ST. PETERSBURG -- Clemmie Perry has never been a golf pro.
In fact, just five years ago, she had never picked up a golf club.
“I was a corporate executive at Lockheed Martin in Aerospace and Defense and I ended up getting laid off from my job,” Perry said.
With some extra time on her hands, she started taking golf lessons – that’s when she realized something.
“24 million people play golf and only four million African Americans or minorities play and only one percent of females played,” she said.
When Perry first heard that statistic, she started digging deeper.
“Ninety percent of CEO’s play golf and if you play golf, you’ll typically earn 17 percent more than your counterparts,” Perry explained. “As we looked at all of the benefits of why you needed to play, we realized that minorities were missing out on that opportunity.”
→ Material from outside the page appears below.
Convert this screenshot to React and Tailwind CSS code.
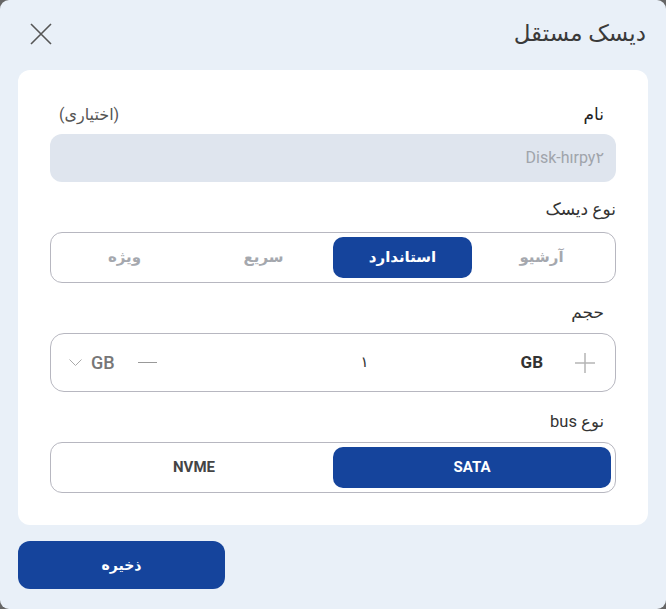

Perry wanted to change that. So she used her severance pay to create a five-week golf course for minority women.
“Providing the education and the exposure, and really providing the reason why you should play golf and all of the benefits around it,” Perry said.
The course she created grew into a full-fledged non-profit organization.
“Our mission at Women of Color Golf is to primarily promote the inclusion and diversity of golf through mentoring, networking, career opportunities and health-related issues,” Perry said. “I think what a lot of people miss is the fun part of golf — it’s really a lot of fun.”
Over the past five years, the program has taught more than 500 women how to play golf. Evan Williams is one of those women – she always wanted to play, but didn’t know where to start.
“I am in the business world, I do own an insurance agency -- a lot of times when there’s conferences or group events, there’s always a golf tournament that goes along with it and I’ve never been able to participate in it,” Williams said.
Until a quick Google search led her to Women of Color Golf.
“Now that I’ve become more comfortable with golf, I’m actually able to participate in those things and that’s huge for me being in business, being able to network with other people over the game of golf,” Williams said.
Retired Army staff sergeant Tiffany Davis has also grown her game thanks to the organization.
“I don’t think there’s enough role models, I’m blessed to be able to have a role model here,” Davis said. “Clemmie has pretty much been my role model. I’ve watched the Women of Color golf group grow tremendously.”
Perry was named a 2016 White House Champion for Change, and was also honored by the Tampa Bay Lightning as a Community Hero.
“When you look at a five-year period since the organization started, we’ve already gone from the U.S. White House to the birthplace of golf so that is clear evidence of the networking opportunity, the people you will meet, and the doors it will actually open in your life,” Perry said.
When asked how the face of golf is changing, Perry believes the future is bright.
“I definitely think it’s starting to change to reflect more of the demographic of America and the changing face of America.”
And Perry is a big part of that movement.
“You can see yourself growing, personally and by playing golf just with the different people you network with,” Davis said.
One putt at a time, Clemmie Perry is changing the game of golf and changing lives.